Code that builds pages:
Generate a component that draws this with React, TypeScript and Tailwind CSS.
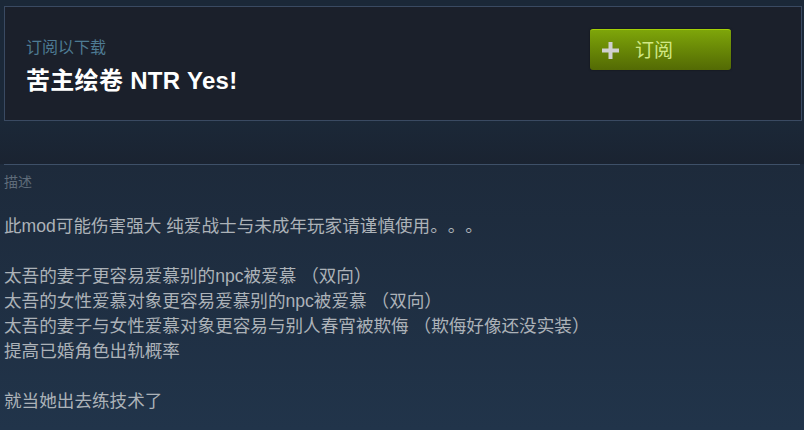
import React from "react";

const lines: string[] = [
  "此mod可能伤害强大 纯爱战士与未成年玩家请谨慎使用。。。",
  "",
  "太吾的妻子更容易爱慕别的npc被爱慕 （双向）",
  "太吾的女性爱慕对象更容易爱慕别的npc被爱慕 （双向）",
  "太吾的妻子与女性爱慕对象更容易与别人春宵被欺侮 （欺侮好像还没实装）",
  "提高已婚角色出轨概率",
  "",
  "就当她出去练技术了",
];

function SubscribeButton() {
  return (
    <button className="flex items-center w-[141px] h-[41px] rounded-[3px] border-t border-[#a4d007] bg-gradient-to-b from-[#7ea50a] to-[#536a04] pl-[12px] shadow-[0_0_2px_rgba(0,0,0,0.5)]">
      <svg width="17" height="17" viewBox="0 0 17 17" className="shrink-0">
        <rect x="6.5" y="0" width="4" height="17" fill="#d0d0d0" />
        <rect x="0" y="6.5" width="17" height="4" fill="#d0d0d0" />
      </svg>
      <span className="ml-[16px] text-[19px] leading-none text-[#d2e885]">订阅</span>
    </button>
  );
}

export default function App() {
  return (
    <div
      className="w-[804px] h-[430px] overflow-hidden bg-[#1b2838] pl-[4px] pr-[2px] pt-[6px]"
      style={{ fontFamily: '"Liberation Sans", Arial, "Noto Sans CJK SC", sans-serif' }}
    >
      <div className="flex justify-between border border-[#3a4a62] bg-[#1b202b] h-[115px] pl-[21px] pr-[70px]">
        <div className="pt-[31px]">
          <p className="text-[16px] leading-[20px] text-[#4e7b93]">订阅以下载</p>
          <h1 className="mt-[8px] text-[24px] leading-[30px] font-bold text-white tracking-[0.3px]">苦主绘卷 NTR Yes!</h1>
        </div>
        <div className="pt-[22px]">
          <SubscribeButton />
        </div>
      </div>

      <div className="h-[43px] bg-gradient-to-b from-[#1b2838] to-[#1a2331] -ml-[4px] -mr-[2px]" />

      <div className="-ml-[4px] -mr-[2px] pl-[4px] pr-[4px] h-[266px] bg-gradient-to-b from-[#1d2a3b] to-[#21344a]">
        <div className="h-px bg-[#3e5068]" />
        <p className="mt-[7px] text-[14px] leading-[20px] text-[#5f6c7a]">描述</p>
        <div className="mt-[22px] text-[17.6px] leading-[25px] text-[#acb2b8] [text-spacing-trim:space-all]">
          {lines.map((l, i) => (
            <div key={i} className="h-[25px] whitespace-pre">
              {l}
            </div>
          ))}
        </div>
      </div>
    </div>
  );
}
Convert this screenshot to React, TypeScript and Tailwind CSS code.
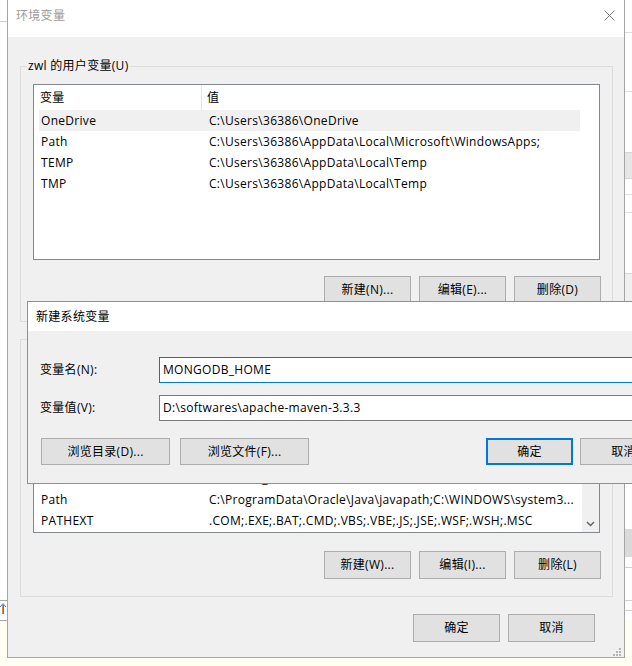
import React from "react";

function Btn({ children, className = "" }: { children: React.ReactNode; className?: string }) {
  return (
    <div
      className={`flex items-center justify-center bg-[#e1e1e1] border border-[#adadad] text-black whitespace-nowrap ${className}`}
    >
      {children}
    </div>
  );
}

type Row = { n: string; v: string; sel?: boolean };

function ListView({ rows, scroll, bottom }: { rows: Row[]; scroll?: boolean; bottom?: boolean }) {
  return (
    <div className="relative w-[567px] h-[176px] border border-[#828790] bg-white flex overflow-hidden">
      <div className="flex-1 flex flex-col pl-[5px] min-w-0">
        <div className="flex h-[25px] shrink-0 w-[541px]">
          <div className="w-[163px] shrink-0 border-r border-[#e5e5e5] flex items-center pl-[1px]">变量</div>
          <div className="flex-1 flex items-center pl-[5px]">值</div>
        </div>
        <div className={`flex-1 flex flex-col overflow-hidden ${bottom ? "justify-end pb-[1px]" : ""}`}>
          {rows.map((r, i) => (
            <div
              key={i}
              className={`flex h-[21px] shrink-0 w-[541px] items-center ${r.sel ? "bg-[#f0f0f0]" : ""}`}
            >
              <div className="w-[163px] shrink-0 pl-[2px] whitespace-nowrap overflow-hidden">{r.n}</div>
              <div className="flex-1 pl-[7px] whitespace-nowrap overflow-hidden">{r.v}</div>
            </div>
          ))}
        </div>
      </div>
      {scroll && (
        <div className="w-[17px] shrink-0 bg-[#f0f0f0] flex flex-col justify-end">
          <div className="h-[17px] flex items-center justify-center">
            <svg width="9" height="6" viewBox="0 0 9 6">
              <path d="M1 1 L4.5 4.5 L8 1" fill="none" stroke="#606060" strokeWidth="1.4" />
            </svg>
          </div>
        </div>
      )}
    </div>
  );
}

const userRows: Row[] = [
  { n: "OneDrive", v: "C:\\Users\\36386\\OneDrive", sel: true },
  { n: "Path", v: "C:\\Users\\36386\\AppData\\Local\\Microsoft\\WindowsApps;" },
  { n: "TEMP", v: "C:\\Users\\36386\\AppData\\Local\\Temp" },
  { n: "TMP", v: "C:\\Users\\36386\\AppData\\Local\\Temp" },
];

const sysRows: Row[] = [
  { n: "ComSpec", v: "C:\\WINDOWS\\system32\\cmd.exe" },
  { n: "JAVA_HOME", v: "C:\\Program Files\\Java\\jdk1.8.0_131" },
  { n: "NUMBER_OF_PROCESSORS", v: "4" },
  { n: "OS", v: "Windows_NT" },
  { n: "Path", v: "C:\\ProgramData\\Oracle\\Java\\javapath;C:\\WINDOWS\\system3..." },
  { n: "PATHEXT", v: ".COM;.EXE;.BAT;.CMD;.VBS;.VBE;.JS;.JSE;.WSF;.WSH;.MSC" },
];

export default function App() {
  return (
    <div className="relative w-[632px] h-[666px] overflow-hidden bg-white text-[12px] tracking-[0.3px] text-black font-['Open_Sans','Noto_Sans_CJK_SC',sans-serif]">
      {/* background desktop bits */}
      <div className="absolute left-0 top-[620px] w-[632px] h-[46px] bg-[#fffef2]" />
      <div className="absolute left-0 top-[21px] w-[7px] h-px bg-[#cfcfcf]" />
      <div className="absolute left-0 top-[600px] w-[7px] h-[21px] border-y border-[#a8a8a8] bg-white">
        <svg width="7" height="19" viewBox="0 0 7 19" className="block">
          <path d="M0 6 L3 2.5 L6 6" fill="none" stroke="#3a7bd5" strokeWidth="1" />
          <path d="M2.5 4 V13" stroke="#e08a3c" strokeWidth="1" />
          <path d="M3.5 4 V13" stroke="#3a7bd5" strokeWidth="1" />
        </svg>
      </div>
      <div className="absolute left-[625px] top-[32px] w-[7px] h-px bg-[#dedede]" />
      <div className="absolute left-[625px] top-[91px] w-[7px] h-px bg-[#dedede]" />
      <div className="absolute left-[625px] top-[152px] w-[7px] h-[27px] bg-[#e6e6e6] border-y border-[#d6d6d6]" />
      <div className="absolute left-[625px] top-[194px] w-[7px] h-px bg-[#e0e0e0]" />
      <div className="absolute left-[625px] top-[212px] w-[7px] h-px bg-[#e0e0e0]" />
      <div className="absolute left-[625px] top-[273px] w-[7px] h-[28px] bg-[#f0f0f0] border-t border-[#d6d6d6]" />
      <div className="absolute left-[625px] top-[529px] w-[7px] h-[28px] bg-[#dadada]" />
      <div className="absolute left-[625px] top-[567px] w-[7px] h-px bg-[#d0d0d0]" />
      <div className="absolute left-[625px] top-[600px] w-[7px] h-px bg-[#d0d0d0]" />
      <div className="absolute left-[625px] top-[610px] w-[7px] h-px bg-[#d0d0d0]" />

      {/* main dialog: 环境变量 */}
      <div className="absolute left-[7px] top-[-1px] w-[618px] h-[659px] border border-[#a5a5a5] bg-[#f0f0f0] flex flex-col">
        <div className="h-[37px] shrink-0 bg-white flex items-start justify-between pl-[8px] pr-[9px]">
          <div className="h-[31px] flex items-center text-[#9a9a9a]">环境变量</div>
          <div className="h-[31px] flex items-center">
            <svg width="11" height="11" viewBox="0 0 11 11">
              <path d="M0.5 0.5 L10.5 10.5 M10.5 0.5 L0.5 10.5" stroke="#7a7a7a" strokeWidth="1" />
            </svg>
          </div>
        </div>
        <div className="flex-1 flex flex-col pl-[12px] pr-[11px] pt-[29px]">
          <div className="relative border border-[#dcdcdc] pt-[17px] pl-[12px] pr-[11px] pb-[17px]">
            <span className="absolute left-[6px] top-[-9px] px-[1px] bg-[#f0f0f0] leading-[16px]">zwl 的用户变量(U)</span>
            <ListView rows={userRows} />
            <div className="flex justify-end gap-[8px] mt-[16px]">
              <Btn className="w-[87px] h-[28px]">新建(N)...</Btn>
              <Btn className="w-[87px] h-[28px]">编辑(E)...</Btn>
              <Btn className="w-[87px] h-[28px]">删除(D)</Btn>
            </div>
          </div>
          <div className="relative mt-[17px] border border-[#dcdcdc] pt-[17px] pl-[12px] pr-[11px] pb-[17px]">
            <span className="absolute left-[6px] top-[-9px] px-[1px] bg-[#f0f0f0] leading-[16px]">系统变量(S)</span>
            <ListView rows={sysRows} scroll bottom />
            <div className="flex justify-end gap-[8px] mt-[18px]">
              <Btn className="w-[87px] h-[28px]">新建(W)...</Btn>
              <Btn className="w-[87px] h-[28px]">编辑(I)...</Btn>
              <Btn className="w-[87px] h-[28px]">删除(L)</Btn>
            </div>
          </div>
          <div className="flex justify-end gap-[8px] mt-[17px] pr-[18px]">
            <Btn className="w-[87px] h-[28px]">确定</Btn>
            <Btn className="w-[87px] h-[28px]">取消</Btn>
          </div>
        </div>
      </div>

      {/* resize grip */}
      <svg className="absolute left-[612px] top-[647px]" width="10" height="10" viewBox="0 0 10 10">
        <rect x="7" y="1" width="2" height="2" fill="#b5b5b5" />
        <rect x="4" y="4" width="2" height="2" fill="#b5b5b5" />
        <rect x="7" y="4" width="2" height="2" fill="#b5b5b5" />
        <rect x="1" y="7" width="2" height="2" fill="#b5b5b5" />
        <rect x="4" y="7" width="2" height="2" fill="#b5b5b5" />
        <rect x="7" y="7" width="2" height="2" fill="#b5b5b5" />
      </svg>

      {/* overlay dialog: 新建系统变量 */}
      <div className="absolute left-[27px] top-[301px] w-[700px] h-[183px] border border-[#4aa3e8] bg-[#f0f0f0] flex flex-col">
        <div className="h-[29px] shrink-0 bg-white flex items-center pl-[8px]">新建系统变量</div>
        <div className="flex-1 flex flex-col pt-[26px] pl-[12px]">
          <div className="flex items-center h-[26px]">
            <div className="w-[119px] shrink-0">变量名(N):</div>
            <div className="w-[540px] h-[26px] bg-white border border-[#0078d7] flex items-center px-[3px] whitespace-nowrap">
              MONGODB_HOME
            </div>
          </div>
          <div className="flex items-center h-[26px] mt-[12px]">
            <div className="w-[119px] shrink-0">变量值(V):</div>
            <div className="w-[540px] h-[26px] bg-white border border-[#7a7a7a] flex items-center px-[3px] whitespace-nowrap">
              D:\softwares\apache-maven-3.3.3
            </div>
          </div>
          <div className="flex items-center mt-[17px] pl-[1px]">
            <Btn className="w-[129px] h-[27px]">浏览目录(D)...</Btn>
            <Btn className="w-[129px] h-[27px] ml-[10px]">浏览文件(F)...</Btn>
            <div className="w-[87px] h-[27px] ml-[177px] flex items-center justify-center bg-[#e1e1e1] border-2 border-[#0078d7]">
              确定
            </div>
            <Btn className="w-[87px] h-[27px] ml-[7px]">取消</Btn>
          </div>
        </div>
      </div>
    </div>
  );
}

Directions: Copy every line above that holds the word "Tailwind".

Written response:
Generate a component that draws this with React, TypeScript and Tailwind CSS.
Convert this screenshot to React, TypeScript and Tailwind CSS code.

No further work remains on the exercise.